RECORDS SHOWN:
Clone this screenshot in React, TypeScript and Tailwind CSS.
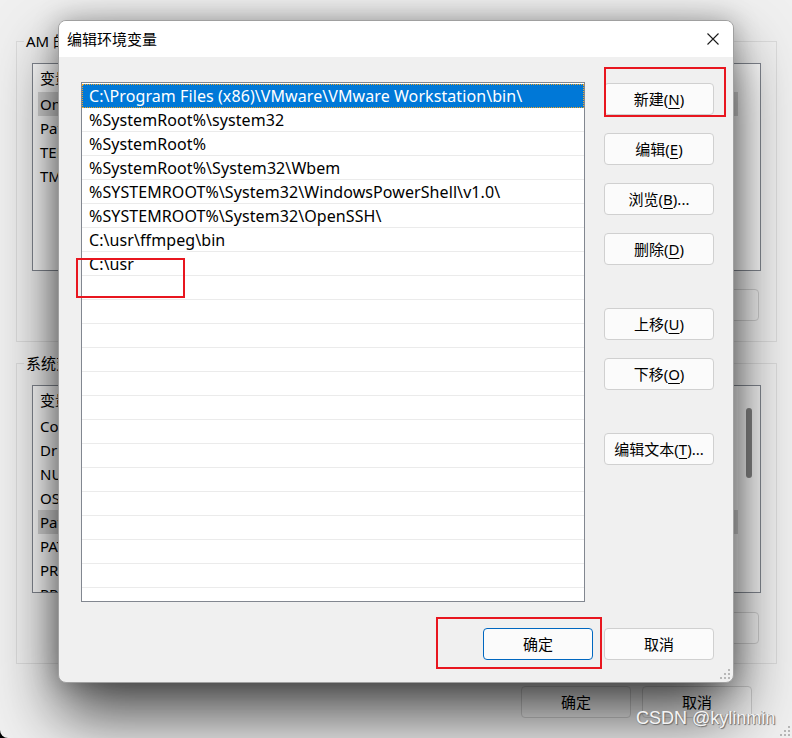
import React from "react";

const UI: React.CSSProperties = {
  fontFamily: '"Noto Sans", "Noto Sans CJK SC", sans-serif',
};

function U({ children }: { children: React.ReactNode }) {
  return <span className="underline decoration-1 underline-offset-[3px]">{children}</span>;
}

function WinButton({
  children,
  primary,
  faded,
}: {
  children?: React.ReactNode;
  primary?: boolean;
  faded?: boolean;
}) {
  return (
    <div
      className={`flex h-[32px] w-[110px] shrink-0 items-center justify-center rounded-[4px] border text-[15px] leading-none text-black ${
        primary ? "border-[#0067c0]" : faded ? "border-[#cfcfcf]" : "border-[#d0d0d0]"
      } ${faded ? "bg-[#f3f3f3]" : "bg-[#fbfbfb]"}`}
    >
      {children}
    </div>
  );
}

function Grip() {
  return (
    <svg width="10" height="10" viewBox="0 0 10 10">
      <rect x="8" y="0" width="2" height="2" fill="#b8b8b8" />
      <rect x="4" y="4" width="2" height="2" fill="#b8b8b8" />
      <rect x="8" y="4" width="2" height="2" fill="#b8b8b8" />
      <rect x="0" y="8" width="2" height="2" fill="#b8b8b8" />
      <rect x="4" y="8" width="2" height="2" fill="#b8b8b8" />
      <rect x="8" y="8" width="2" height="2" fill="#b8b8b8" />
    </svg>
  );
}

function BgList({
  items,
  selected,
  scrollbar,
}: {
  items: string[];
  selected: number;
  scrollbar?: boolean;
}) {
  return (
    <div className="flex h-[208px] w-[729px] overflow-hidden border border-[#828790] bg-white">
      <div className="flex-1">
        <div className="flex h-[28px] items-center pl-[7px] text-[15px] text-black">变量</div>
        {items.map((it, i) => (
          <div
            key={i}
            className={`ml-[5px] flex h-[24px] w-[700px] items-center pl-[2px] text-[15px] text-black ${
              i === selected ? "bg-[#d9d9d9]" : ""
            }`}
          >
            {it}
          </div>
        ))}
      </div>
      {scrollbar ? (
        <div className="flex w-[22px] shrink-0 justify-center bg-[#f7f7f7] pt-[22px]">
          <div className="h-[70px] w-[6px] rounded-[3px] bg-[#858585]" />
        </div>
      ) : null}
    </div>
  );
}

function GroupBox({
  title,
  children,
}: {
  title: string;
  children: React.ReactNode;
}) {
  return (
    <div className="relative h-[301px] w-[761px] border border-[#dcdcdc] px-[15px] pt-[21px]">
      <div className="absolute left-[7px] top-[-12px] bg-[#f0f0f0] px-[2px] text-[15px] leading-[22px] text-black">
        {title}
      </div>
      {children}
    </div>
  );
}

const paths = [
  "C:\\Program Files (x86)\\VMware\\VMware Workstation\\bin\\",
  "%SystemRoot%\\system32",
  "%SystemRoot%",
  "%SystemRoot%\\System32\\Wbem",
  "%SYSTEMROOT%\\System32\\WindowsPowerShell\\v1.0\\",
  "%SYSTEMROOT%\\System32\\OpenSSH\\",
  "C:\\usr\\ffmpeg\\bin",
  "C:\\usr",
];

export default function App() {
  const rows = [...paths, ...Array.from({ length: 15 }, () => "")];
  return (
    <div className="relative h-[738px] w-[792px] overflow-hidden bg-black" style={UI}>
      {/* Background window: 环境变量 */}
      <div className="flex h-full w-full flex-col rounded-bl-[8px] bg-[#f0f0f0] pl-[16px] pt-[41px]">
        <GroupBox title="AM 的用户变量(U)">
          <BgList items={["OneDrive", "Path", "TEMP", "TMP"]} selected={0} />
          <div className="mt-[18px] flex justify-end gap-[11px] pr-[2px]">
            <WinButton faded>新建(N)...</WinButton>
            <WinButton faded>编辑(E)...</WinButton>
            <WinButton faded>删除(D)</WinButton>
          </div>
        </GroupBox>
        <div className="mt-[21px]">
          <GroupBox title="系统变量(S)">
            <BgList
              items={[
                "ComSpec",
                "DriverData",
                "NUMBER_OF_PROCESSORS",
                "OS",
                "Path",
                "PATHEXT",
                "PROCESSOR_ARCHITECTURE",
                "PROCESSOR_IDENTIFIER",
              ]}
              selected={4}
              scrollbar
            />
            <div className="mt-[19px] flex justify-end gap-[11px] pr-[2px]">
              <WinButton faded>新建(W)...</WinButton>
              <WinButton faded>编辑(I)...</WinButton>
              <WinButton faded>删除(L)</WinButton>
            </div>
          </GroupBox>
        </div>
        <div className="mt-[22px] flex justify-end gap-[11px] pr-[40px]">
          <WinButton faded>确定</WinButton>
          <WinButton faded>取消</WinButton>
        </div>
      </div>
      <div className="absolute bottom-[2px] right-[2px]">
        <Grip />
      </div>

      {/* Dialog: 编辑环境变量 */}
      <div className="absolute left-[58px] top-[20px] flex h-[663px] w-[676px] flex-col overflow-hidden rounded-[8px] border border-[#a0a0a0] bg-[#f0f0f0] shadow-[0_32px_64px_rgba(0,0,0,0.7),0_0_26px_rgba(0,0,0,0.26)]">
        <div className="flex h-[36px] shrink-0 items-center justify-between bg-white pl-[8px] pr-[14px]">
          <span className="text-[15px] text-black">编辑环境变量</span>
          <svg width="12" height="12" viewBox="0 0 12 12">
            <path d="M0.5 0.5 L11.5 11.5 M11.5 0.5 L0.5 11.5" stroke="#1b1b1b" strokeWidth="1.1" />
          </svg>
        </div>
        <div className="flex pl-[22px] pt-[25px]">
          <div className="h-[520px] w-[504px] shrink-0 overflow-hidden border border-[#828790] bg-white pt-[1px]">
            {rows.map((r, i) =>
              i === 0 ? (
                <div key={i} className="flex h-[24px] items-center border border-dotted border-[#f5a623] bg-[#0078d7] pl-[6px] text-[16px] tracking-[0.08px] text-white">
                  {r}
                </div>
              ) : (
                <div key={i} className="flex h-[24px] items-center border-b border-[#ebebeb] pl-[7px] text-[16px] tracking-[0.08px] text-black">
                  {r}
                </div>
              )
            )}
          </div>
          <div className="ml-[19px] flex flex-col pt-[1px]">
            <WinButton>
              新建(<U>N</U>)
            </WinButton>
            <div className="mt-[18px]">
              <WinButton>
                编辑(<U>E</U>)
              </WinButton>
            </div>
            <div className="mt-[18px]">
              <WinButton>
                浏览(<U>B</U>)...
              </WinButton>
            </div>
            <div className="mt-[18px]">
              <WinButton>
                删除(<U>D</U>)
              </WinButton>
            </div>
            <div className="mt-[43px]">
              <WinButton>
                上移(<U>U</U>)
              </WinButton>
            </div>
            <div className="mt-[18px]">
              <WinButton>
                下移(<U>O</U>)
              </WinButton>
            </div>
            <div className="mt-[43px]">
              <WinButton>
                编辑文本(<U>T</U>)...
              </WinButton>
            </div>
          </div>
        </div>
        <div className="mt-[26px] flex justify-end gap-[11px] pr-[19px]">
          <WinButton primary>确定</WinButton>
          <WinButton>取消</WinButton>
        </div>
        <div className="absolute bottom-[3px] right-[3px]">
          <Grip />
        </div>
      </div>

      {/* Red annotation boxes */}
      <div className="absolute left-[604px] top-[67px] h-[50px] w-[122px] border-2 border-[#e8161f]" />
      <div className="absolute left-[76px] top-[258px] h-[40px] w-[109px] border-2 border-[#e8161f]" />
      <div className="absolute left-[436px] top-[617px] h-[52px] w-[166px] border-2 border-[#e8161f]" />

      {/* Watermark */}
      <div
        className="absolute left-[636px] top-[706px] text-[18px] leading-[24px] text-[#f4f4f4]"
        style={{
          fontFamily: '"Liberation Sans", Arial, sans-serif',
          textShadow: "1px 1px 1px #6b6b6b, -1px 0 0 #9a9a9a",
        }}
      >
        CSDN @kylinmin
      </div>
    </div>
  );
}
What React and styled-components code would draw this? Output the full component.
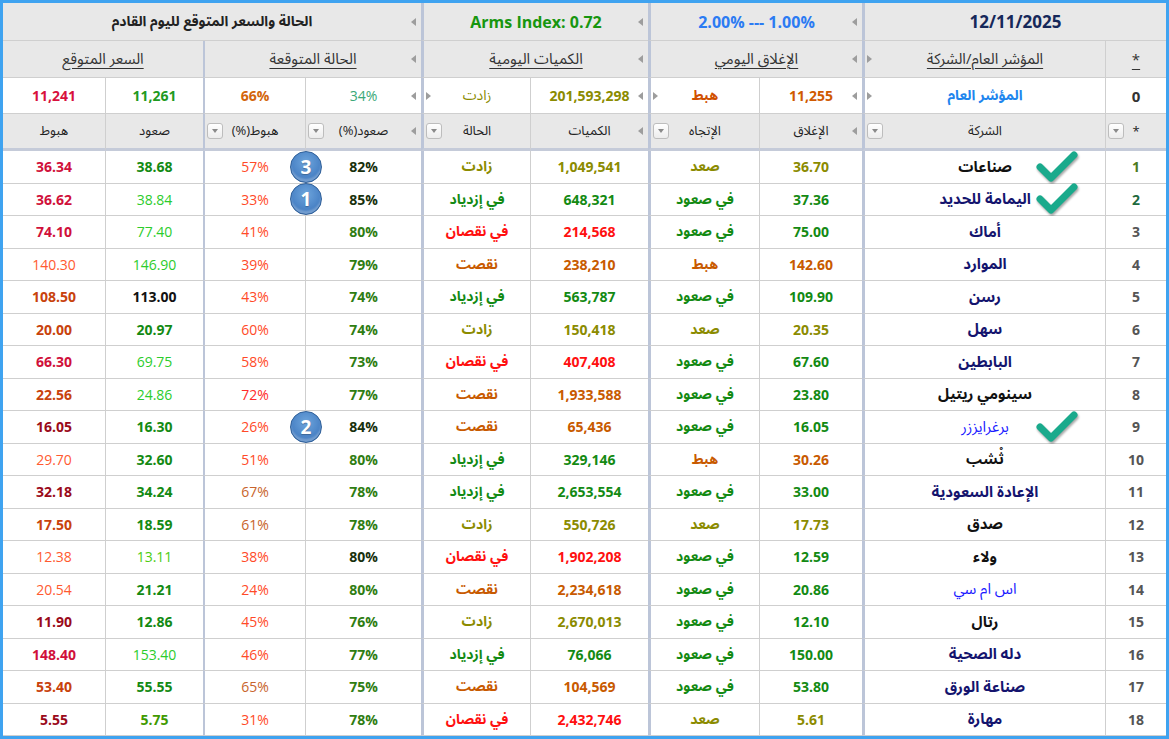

WHAT THE EXERCISE ASKS: Say the number of lines in the listing that hold "this", with no added words.

EXERCISE ANSWER: 2